De tal manera debió producirse la vinculación entre el aventurero empresario minero y sus trabajadores de raza croata, hasta el punto de llegar a conformar éstos una mayoría importante en las factorías de Páramo y Slogget. Nada podía extrañar entonces que en el ambiente de los inmigrantes de la capital argentina existiera hacia 1890 una cierta familiaridad geográfica con las tierras del Sur patagánico-fueguino, asociada a la promesa de un oro fácil, casi al alcance de las manos. Para los mineros que llegaron a establecerse en Slogget el deseo de extraer oro por cuenta propia debió constituir tal vez un deseo sostenido, casi obsesivo; de allí que más de uno planeó intentar una aventura exploratoria, cruzando en bote hacia las islas chilenas del Sur. Así, un buen día, tal vez a mediados de 1887 o comienzos de 1888, alguno de tales mineros abandonó la factoría de Popper, costeó la Tierra del Fuego, cruzó el canal de Beagie, recorrió el litoral de Picton y demás tierras vecinas y dio también con oro aluvial en las islas Lennox y Nueva. Quizá el descubridor fuera natural de Dalmacia como tantos otros trabajadores de los establecimiento de Popper, pues solamente así se explica el entusiasmo febril, más aún verdadera locura aurífera, que a poco andar se suscitaría entre los inmigrantes de esa procedencia regional.

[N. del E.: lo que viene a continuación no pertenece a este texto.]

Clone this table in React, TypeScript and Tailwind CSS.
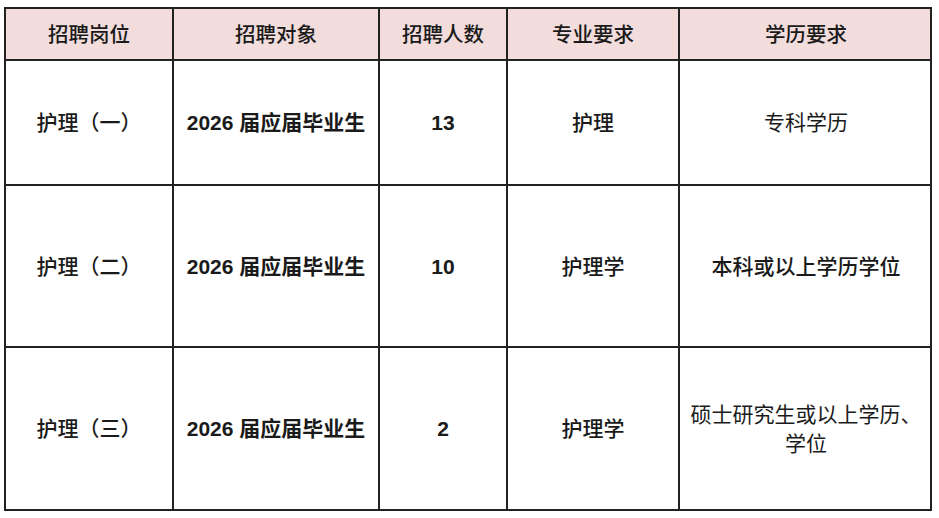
import React from "react";

const rows = [
  { post: "护理（一）", target: "2026 届应届毕业生", count: "13", major: "护理", edu: ["专科学历"], h: "h-[125px]", eduCls: "font-normal" },
  { post: "护理（二）", target: "2026 届应届毕业生", count: "10", major: "护理学", edu: ["本科或以上学历学位"], h: "h-[162px]", eduCls: "font-medium" },
  { post: "护理（三）", target: "2026 届应届毕业生", count: "2", major: "护理学", edu: ["硕士研究生或以上学历、", "学位"], h: "h-[161px]", eduCls: "font-normal" },
];

const headers = ["招聘岗位", "招聘对象", "招聘人数", "专业要求", "学历要求"];

const cols = "grid grid-cols-[168px_206px_128px_172px_252px]";
const cell = "flex flex-col items-center justify-center text-center border-r-2 border-[#222] last:border-r-0";

export default function App() {
  return (
    <div className="w-[939px] h-[518px] bg-white pt-[7px] pl-[4px] font-['Liberation_Sans','Noto_Sans_CJK_SC',sans-serif] text-[21px] leading-[29px] text-[#1a1a1a]">
      <div className="w-[928px] border-2 border-[#222]">
        <div className={`${cols} h-[52px] bg-[#f2dcdc] border-b-2 border-[#222] text-[20.5px]`}>
          {headers.map((h) => (
            <div key={h} className={`${cell} font-medium`}>
              {h}
            </div>
          ))}
        </div>
        {rows.map((r, i) => (
          <div key={r.post} className={`${cols} ${r.h} ${i < rows.length - 1 ? "border-b-2 border-[#222]" : ""}`}>
            <div className={`${cell} font-medium`}>{r.post}</div>
            <div className={`${cell} font-bold`}>{r.target}</div>
            <div className={`${cell} font-bold`}>{r.count}</div>
            <div className={`${cell} font-medium`}>{r.major}</div>
            <div className={`${cell} ${r.eduCls}`}>
              {r.edu.map((l) => (
                <div key={l}>{l}</div>
              ))}
            </div>
          </div>
        ))}
      </div>
    </div>
  );
}
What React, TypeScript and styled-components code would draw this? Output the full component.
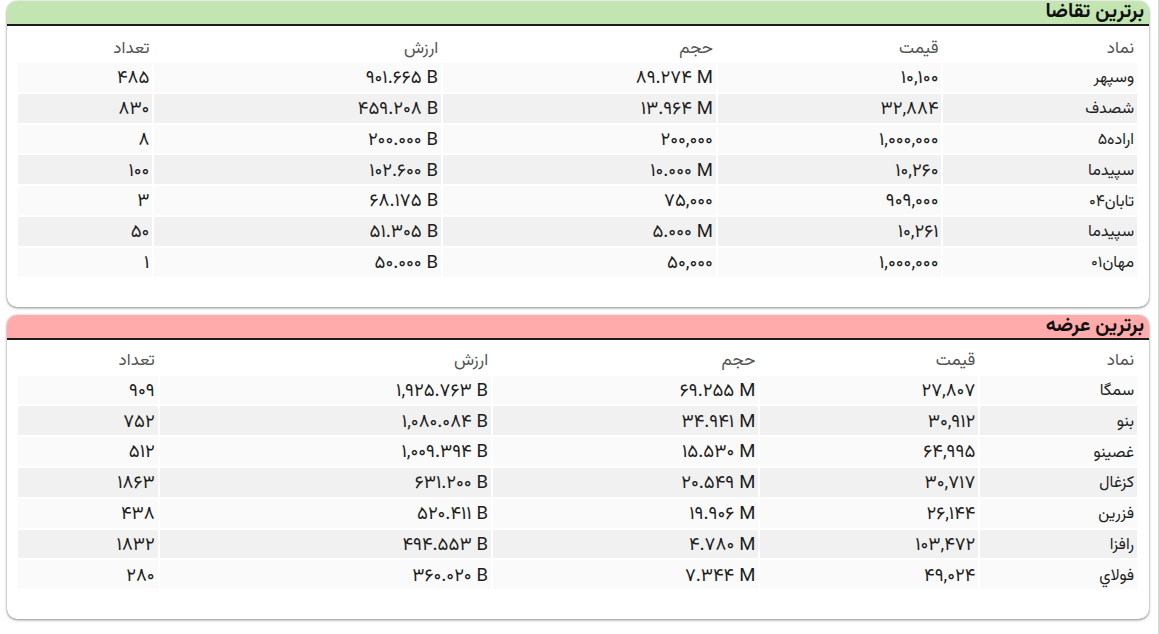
import React from "react";
import styled, { createGlobalStyle } from "styled-components";

const Global = createGlobalStyle`
  html, body { margin: 0; padding: 0; background: #ffffff; }
  body {
    font-family: "Vazirmatn", "Noto Sans Arabic", "DejaVu Sans", sans-serif;
    direction: rtl;
  }
`;

const Page = styled.div`
  width: 1159px;
  height: 634px;
  box-sizing: border-box;
  padding: 1px 9px 0 7px;
  display: flex;
  flex-direction: column;
  gap: 8px;
  border-right: 1px solid #d4d4d4;
  direction: rtl;
`;

const Card = styled.section`
  background: #ffffff;
  border-radius: 10px;
  box-shadow: 0 1px 3px rgba(0, 0, 0, 0.45), 0 0 1px rgba(0, 0, 0, 0.3);
  display: flex;
  flex-direction: column;
`;

const CardHeader = styled.header<{ $bg: string }>`
  height: 23px;
  border-radius: 10px 10px 0 0;
  background: ${(p) => p.$bg};
  border-bottom: 2px solid #1c1c1c;
  padding: 0 5px 0 0;
  display: flex;
  align-items: center;
  justify-content: flex-start;
  font-size: 20px;
  font-weight: bold;
  color: #111;
  line-height: 23px;
  white-space: nowrap;
`;

const Body = styled.div<{ $top: number }>`
  padding: ${(p) => p.$top}px 10px 28px 9px;
`;

const Table = styled.table`
  width: 100%;
  border-collapse: separate;
  border-spacing: 2px;
  table-layout: fixed;
`;

const Col = styled.col<{ $w: number }>`
  width: ${(p) => p.$w}px;
`;

const Th = styled.th`
  height: 24px;
  padding: 4px 3px 0;
  text-align: right;
  font-weight: normal;
  font-size: 17px;
  line-height: 1;
  color: #555;
  background: #ffffff;
  white-space: nowrap;
`;

const Tr = styled.tr`
  &:nth-child(odd) td { background: #fafafa; }
  &:nth-child(even) td { background: #f1f1f1; }
`;

const Td = styled.td`
  height: 24.8px;
  padding: 4px 3px 0;
  text-align: right;
  font-size: 16px;
  line-height: 1;
  color: #1e1e1e;
  white-space: nowrap;
`;

const Num = styled.span`
  direction: ltr;
  unicode-bidi: isolate;
  display: inline-block;
  font-size: 18.5px;
  line-height: 1;
`;

type Row = [string, string, string, string, string];

const demand: Row[] = [
  ["وسپهر", "۱۰,۱۰۰", "۸۹.۲۷۴ M", "۹۰۱.۶۶۵ B", "۴۸۵"],
  ["شصدف", "۳۲,۸۸۴", "۱۳.۹۶۴ M", "۴۵۹.۲۰۸ B", "۸۳۰"],
  ["اراده۵", "۱,۰۰۰,۰۰۰", "۲۰۰,۰۰۰", "۲۰۰.۰۰۰ B", "۸"],
  ["سپیدما", "۱۰,۲۶۰", "۱۰.۰۰۰ M", "۱۰۲.۶۰۰ B", "۱۰۰"],
  ["تابان۰۴", "۹۰۹,۰۰۰", "۷۵,۰۰۰", "۶۸.۱۷۵ B", "۳"],
  ["سپیدما", "۱۰,۲۶۱", "۵.۰۰۰ M", "۵۱.۳۰۵ B", "۵۰"],
  ["مهان۰۱", "۱,۰۰۰,۰۰۰", "۵۰,۰۰۰", "۵۰.۰۰۰ B", "۱"],
];

const supply: Row[] = [
  ["سمگا", "۲۷,۸۰۷", "۶۹.۲۵۵ M", "۱,۹۲۵.۷۶۳ B", "۹۰۹"],
  ["بنو", "۳۰,۹۱۲", "۳۴.۹۴۱ M", "۱,۰۸۰.۰۸۴ B", "۷۵۲"],
  ["غصينو", "۶۴,۹۹۵", "۱۵.۵۳۰ M", "۱,۰۰۹.۳۹۴ B", "۵۱۲"],
  ["كزغال", "۳۰,۷۱۷", "۲۰.۵۴۹ M", "۶۳۱.۲۰۰ B", "۱۸۶۳"],
  ["فزرين", "۲۶,۱۴۴", "۱۹.۹۰۶ M", "۵۲۰.۴۱۱ B", "۴۳۸"],
  ["رافزا", "۱۰۳,۴۷۲", "۴.۷۸۰ M", "۴۹۴.۵۵۳ B", "۱۸۳۲"],
  ["فولاي", "۴۹,۰۲۴", "۷.۳۴۴ M", "۳۶۰.۰۲۰ B", "۲۸۰"],
];

const heads = ["نماد", "قیمت", "حجم", "ارزش", "تعداد"];

function Panel(props: { title: string; bg: string; rows: Row[]; widths: number[]; top: number }) {
  return (
    <Card>
      <CardHeader $bg={props.bg}>{props.title}</CardHeader>
      <Body $top={props.top}>
        <Table>
          <colgroup>
            {props.widths.map((w, i) => (
              <Col key={i} $w={w} />
            ))}
          </colgroup>
          <thead>
            <tr>
              {heads.map((h) => (
                <Th key={h}>{h}</Th>
              ))}
            </tr>
          </thead>
          <tbody>
            {props.rows.map((r, i) => (
              <Tr key={i}>
                <Td>{r[0]}</Td>
                {r.slice(1).map((c, j) => (
                  <Td key={j}>
                    <Num>{c}</Num>
                  </Td>
                ))}
              </Tr>
            ))}
          </tbody>
        </Table>
      </Body>
    </Card>
  );
}

export default function App() {
  return (
    <>
      <Global />
      <Page>
        <Panel title="برترین تقاضا" bg="#c2e5b2" rows={demand} widths={[193, 223, 272, 286, 134]} top={5} />
        <Panel title="برترین عرضه" bg="#ffabab" rows={supply} widths={[156, 217, 264, 330, 139]} top={4} />
      </Page>
    </>
  );
}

Y la noticia llegó primero, como correspondía a Punta Arenas, vago anuncio en un comienzo, feliz confirmación más tarde luego de la comisión exploratoria del escampavía Toro, con Simón Juan Paravic y Enrique Saunders a bordo, dispuesta por la Gobernación del Territorio en octubre de 1888.
Pero la voz del oro traspuso leguas, salvando la valla de la increíble distancia y llegó a golpear en los ambientes de inmigrantes de la nueva Babel que era Buenos Aires. Allí, entre tantos hombres rudos y fornidos encontró oídos prestos en los grupos de dálmatas deseosos de hacer más rápida fortuna trocando las seguras aunque mezquinas pagas de la campaña y puerto bonaerenses, por la aleatoria pero irresistible como atractiva perspectiva de riqueza que se podía ocultar bajo un golpe de pico. La noticia entonces sacudió los espíritus y animó los cuerpos y muy pronto las primeras partidas estuvieron navegando en pos de la lejana e ignota Punta Arenas. De tal manera comenzó el alud inmigratorio croata en Magallanes. A contar de 1890 cada vapor de la carrera procedente de Montevideo que recalaba en Punta Arenas fue dejando entre 20 y 30 o más inmigrantes. Luego la cifra aumentó, como los 63 que arribaron en el Calabria desde Buenos Aires el 20 de agosto de 1890 o los 108 que lo hicieron el 20 de marzo del años siguiente, porque la afluencia aumentaba según crecía la fama aurífera de las Islas Australes. «El oro y la isla Lenox están haciendo furor» -escribiría por aquellos días Mauricio Braun a José Nogueira- „todos y cuantas goletas llegan se fletan inmediatamente para esos islas repletas de pasajeros. La «Rippling Wave» zarpó hace una quincena con 92 pasajeros y 100 tons. De Buenos Aires llegan austríacos (dálmatas) como avalanchas, en el último vapor llegaron 150 y mañana se espera una remesa de 200 más. Si sigue así esto será una segunda California».
Aquel año el recuento de inmigrantes dálmatas desembarcados en Punta Arenas alcanzaría a 500 individuos como lo consignó el Gobernador Daniel Briceño en su memoria administrativa. No bien llegaban a puerto los vapores, los recién arribados procuraban aperarse de los elementos más indispensable para la faena minera -herramientas, víveres y ropas- y partían alegremente en cualquier embarcación que zarpara con rumbo a las islas del lejano Sur chileno. Entre los primeros aventureros del oro estuvieron Mateo Trebotic, Mateo Karmelic, Mateo Martinic y Tomás Buvinic. También Juan y Simón Boric; Pablo Babarovic, Mariano Bilus y Vicente Fodic. Francisco Tomsic, Pedro Peric, Francisco Eterovic, Antonio Martinic, Santiago Vrsalovic, Andrés Stambuk, Natalio Foretic, Nicolás Cebaio, Francisco Zurac y tantísimos otros.